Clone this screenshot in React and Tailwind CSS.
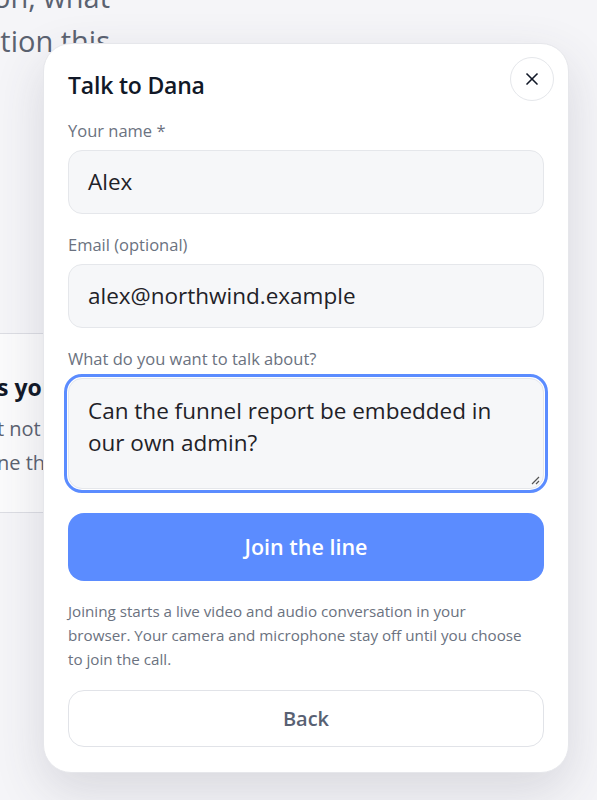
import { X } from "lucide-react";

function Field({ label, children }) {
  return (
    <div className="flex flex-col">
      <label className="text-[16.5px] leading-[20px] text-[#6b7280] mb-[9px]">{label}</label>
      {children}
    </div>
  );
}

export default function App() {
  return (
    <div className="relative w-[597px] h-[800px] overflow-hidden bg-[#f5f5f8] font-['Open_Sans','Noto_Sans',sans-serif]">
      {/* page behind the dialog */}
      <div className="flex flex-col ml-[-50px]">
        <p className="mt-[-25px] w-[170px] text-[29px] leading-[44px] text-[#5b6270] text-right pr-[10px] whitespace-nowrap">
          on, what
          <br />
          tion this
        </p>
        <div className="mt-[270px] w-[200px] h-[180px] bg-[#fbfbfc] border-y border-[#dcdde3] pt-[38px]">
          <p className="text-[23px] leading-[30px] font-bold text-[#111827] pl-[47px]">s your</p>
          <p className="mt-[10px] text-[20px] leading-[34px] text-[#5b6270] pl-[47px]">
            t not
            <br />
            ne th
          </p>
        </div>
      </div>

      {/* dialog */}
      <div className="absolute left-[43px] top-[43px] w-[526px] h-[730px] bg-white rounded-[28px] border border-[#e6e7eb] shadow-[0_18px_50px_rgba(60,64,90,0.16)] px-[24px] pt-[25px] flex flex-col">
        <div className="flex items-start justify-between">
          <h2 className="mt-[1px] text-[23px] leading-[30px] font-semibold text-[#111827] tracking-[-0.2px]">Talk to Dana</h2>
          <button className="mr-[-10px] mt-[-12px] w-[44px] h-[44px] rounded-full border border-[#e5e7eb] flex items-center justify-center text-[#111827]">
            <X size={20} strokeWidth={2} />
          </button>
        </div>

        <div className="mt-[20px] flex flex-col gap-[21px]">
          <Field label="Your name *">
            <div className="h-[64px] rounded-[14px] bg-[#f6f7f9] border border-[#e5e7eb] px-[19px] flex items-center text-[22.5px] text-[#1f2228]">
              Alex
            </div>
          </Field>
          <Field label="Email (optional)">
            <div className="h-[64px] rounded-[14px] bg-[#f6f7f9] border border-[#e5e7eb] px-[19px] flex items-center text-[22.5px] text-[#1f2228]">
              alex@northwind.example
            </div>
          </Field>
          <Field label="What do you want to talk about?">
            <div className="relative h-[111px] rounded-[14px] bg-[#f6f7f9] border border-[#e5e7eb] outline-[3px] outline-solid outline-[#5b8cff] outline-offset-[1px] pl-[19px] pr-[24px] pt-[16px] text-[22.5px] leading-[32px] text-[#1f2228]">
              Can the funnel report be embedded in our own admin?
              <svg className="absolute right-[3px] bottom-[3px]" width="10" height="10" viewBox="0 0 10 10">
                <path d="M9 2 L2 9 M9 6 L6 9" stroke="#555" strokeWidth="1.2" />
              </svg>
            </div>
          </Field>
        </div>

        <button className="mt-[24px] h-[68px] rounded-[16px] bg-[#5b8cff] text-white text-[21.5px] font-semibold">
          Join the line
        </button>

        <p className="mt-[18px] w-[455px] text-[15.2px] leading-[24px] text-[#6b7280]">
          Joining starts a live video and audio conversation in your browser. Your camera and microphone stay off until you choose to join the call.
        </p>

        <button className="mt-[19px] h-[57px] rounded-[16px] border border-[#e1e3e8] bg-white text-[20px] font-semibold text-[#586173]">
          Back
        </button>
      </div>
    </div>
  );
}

EXERCISE: Without the pictures, copy the material exactly as given.

EXERCISE RESPONSE:
Clone this screenshot in React and Tailwind CSS.
import { X } from "lucide-react";

function Field({ label, children }) {
  return (
    <div className="flex flex-col">
      <label className="text-[16.5px] leading-[20px] text-[#6b7280] mb-[9px]">{label}</label>
      {children}
    </div>
  );
}

export default function App() {
  return (
    <div className="relative w-[597px] h-[800px] overflow-hidden bg-[#f5f5f8] font-['Open_Sans','Noto_Sans',sans-serif]">
      {/* page behind the dialog */}
      <div className="flex flex-col ml-[-50px]">
        <p className="mt-[-25px] w-[170px] text-[29px] leading-[44px] text-[#5b6270] text-right pr-[10px] whitespace-nowrap">
          on, what
          <br />
          tion this
        </p>
        <div className="mt-[270px] w-[200px] h-[180px] bg-[#fbfbfc] border-y border-[#dcdde3] pt-[38px]">
          <p className="text-[23px] leading-[30px] font-bold text-[#111827] pl-[47px]">s your</p>
          <p className="mt-[10px] text-[20px] leading-[34px] text-[#5b6270] pl-[47px]">
            t not
            <br />
            ne th
          </p>
        </div>
      </div>

      {/* dialog */}
      <div className="absolute left-[43px] top-[43px] w-[526px] h-[730px] bg-white rounded-[28px] border border-[#e6e7eb] shadow-[0_18px_50px_rgba(60,64,90,0.16)] px-[24px] pt-[25px] flex flex-col">
        <div className="flex items-start justify-between">
          <h2 className="mt-[1px] text-[23px] leading-[30px] font-semibold text-[#111827] tracking-[-0.2px]">Talk to Dana</h2>
          <button className="mr-[-10px] mt-[-12px] w-[44px] h-[44px] rounded-full border border-[#e5e7eb] flex items-center justify-center text-[#111827]">
            <X size={20} strokeWidth={2} />
          </button>
        </div>

        <div className="mt-[20px] flex flex-col gap-[21px]">
          <Field label="Your name *">
            <div className="h-[64px] rounded-[14px] bg-[#f6f7f9] border border-[#e5e7eb] px-[19px] flex items-center text-[22.5px] text-[#1f2228]">
              Alex
            </div>
          </Field>
          <Field label="Email (optional)">
            <div className="h-[64px] rounded-[14px] bg-[#f6f7f9] border border-[#e5e7eb] px-[19px] flex items-center text-[22.5px] text-[#1f2228]">
              alex@northwind.example
            </div>
          </Field>
          <Field label="What do you want to talk about?">
            <div className="relative h-[111px] rounded-[14px] bg-[#f6f7f9] border border-[#e5e7eb] outline-[3px] outline-solid outline-[#5b8cff] outline-offset-[1px] pl-[19px] pr-[24px] pt-[16px] text-[22.5px] leading-[32px] text-[#1f2228]">
              Can the funnel report be embedded in our own admin?
              <svg className="absolute right-[3px] bottom-[3px]" width="10" height="10" viewBox="0 0 10 10">
                <path d="M9 2 L2 9 M9 6 L6 9" stroke="#555" strokeWidth="1.2" />
              </svg>
            </div>
          </Field>
        </div>

        <button className="mt-[24px] h-[68px] rounded-[16px] bg-[#5b8cff] text-white text-[21.5px] font-semibold">
          Join the line
        </button>

        <p className="mt-[18px] w-[455px] text-[15.2px] leading-[24px] text-[#6b7280]">
          Joining starts a live video and audio conversation in your browser. Your camera and microphone stay off until you choose to join the call.
        </p>

        <button className="mt-[19px] h-[57px] rounded-[16px] border border-[#e1e3e8] bg-white text-[20px] font-semibold text-[#586173]">
          Back
        </button>
      </div>
    </div>
  );
}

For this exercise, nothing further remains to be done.